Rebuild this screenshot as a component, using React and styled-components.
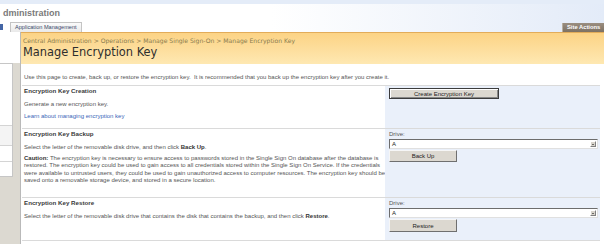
import styled, { createGlobalStyle } from "styled-components";

const GlobalStyle = createGlobalStyle`
    html, body {
        margin: 0;
        padding: 0;
        background: #fff;
    }
    body {
        width: 604px;
        height: 244px;
        overflow: hidden;
        font-family: "Liberation Sans", Arial, sans-serif;
    }
`;

const Page = styled.div`
    width: 604px;
    height: 244px;
    display: flex;
    flex-direction: column;
`;

const Header = styled.div`
    height: 32px;
    display: flex;
    flex-direction: column;
    background: linear-gradient(to right, #fff 45%, #e3ebf8 100%);
`;
const TopStrip = styled.div`
    height: 4px;
    background: #e4ecf8;
`;
const SiteTitle = styled.div`
    height: 18px;
    padding-left: 3px;
    font: bold 9px/18px "Liberation Sans", Arial, sans-serif;
    color: #7a7a7a;
`;
const TabRow = styled.div`
    height: 10px;
    display: flex;
    align-items: flex-end;
`;
const TabEdge = styled.div`
    width: 3px;
    height: 6px;
    margin-bottom: 2px;
    margin-right: 7px;
    background: #4466a6;
`;
const Tab = styled.div`
    height: 9px;
    padding: 0 4px;
    border: 1px solid #c4c4c4;
    border-bottom: none;
    background: linear-gradient(#fbfbfb, #e9e9e9);
    color: #3b4a6b;
    font-size: 5.6px;
    line-height: 9px;
    white-space: nowrap;
`;
const Spacer = styled.div`
    flex: 1;
`;
const SiteActions = styled.div`
    height: 9px;
    padding: 0 0 0 4px;
    width: 37px;
    background: linear-gradient(#9a8e80, #7d7163);
    border-left: 1px solid #b8ae9f;
    color: #fff;
    font-weight: bold;
    font-size: 5.8px;
    line-height: 9px;
    white-space: nowrap;
    overflow: hidden;
`;

const Body = styled.div`
    flex: 1;
    display: flex;
`;
const LeftNav = styled.div`
    width: 20px;
    display: flex;
    flex-direction: column;
    background: #dcd9d1;
`;
const NavTop = styled.div`
    height: 31px;
    background: #fff;
`;
const NavBox = styled.div`
    width: 12px;
    background: #fff;
    border-right: 1px solid #c6c6c6;
    border-top: 1px solid #c6c6c6;
    border-bottom: 1px solid #c6c6c6;
`;
const NavItem = styled.div`
    height: ${p => p.h}px;
    border-bottom: ${p => (p.last ? "none" : "1px solid #d4d4d4")};
    background: ${p => (p.shade ? "#f4f4f4" : "#fff")};
`;

const Main = styled.div`
    flex: 1;
    display: flex;
    flex-direction: column;
    border-left: 1px solid #b9b9b9;
`;
const TitleBar = styled.div`
    height: 31px;
    border-top: 1px solid #e2ac5a;
    background: linear-gradient(#fcd385, #fee8b2);
    padding-left: 2px;
`;
const Crumbs = styled.div`
    margin-top: 4px;
    font: 6.1px/7px "DejaVu Sans", Verdana, sans-serif;
    color: #8a7c4e;
    white-space: nowrap;
`;
const PageTitle = styled.h1`
    margin: 1px 0 0;
    font: normal 11.4px/14px "DejaVu Sans", Verdana, sans-serif;
    color: #2e2e2e;
    white-space: nowrap;
`;

const Content = styled.div`
    padding: 0 4px 0 1px;
    font-size: 6px;
    color: #555;
`;
const Intro = styled.div`
    margin: 9px 0 4px 2px;
    line-height: 8px;
    white-space: nowrap;
`;

const Section = styled.div`
    height: ${p => p.h}px;
    display: grid;
    grid-template-columns: 363px 1fr;
    border-top: 1px solid #dadada;
    border-bottom: ${p => (p.last ? "1px solid #dadada" : "none")};
`;
const SectionText = styled.div`
    padding: 1px 0 0 2px;
`;
const Heading = styled.div`
    font-weight: bold;
    font-size: 6.2px;
    color: #3a3a3a;
    line-height: 8px;
`;
const Desc = styled.div`
    margin-top: 5px;
    line-height: 8px;
    white-space: nowrap;
    b {
        color: #333;
    }
`;
const Link = styled.a`
    display: block;
    margin-top: 4px;
    line-height: 8px;
    color: #3a66b8;
    text-decoration: none;
`;
const Caution = styled.p`
    margin: 4px 0 0;
    line-height: 7.4px;
    white-space: nowrap;
    b {
        color: #333;
    }
`;

const Panel = styled.div`
    background: #eaf0fa;
    padding: 1px 2px 0 4px;
`;
const Label = styled.div`
    line-height: 8px;
`;
const Select = styled.div`
    height: 8px;
    margin-top: 1px;
    display: flex;
    align-items: center;
    background: #fff;
    border: 1px solid;
    border-color: #6d6d6d #e0e0e0 #e0e0e0 #6d6d6d;
    color: #222;
    line-height: 8px;
    padding-left: 2px;
`;
const Arrow = styled.div`
    margin-left: auto;
    margin-right: 1px;
    width: 6px;
    height: 6px;
    background: #d8d4cc;
    border: 1px solid;
    border-color: #fff #808080 #808080 #fff;
    box-sizing: border-box;
    display: flex;
    align-items: center;
    justify-content: center;
    &::after {
        content: "";
        border-left: 1.5px solid transparent;
        border-right: 1.5px solid transparent;
        border-top: 1.5px solid #000;
    }
`;
const Button = styled.button`
    display: block;
    width: ${p => p.w}px;
    height: ${p => p.ht || 12}px;
    margin-top: ${p => p.mt || 0}px;
    padding: 0;
    font-family: "Liberation Sans", Arial, sans-serif;
    font-size: 6px;
    color: #222;
    background: #dcd8d0;
    border: 1px solid;
    border-color: ${p => (p.primary ? "#3c3c3c" : "#f6f6f6 #6f6f6f #6f6f6f #f6f6f6")};
    box-shadow: ${p => (p.primary ? "inset 1px 1px #fff, inset -1px -1px #888" : "none")};
`;

export default function App() {
    return (
        <Page>
            <GlobalStyle />
            <Header>
                <TopStrip />
                <SiteTitle>dministration</SiteTitle>
                <TabRow>
                    <TabEdge />
                    <Tab>Application Management</Tab>
                    <Spacer />
                    <SiteActions>Site Actions</SiteActions>
                </TabRow>
            </Header>
            <Body>
                <LeftNav>
                    <NavTop />
                    <NavBox>
                        <NavItem h={61} />
                        <NavItem h={19} shade={1} />
                        <NavItem h={15} />
                        <NavItem h={14} last={1} />
                    </NavBox>
                </LeftNav>
                <Main>
                    <TitleBar>
                        <Crumbs>Central Administration &gt; Operations &gt; Manage Single Sign-On &gt; Manage Encryption Key</Crumbs>
                        <PageTitle>Manage Encryption Key</PageTitle>
                    </TitleBar>
                    <Content>
                        <Intro>Use this page to create, back up, or restore the encryption key.&nbsp; It is recommended that you back up the encryption key after you create it.</Intro>

                        <Section h={42}>
                            <SectionText>
                                <Heading>Encryption Key Creation</Heading>
                                <Desc>Generate a new encryption key.</Desc>
                                <Link href="#">Learn about managing encryption key</Link>
                            </SectionText>
                            <Panel>
                                <Button primary={1} w={110} ht={11} mt={1}>Create Encryption Key</Button>
                            </Panel>
                        </Section>

                        <Section h={68}>
                            <SectionText>
                                <Heading>Encryption Key Backup</Heading>
                                <Desc>Select the letter of the removable disk drive, and then click <b>Back Up</b>.</Desc>
                                <Caution>
                                    <b>Caution:</b> The encryption key is necessary to ensure access to passwords stored in the Single Sign On database after the database is<br />
                                    restored. The encryption key could be used to gain access to all credentials stored within the Single Sign On Service. If the credentials<br />
                                    were available to untrusted users, they could be used to gain unauthorized access to computer resources. The encryption key should be<br />
                                    saved onto a removable storage device, and stored in a secure location.
                                </Caution>
                            </SectionText>
                            <Panel>
                                <Label>Drive:</Label>
                                <Select>A<Arrow /></Select>
                                <Button w={68} mt={1}>Back Up</Button>
                            </Panel>
                        </Section>

                        <Section h={42} last={1}>
                            <SectionText>
                                <Heading>Encryption Key Restore</Heading>
                                <Desc>Select the letter of the removable disk drive that contains the disk that contains the backup, and then click <b>Restore</b>.</Desc>
                            </SectionText>
                            <Panel>
                                <Label>Drive:</Label>
                                <Select>A<Arrow /></Select>
                                <Button w={68} ht={13} mt={1}>Restore</Button>
                            </Panel>
                        </Section>
                    </Content>
                </Main>
            </Body>
        </Page>
    );
}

........

Pick out the lines that include the word "components" and write them out.

FULL SOLUTION:
Rebuild this screenshot as a component, using React and styled-components.
import styled, { createGlobalStyle } from "styled-components";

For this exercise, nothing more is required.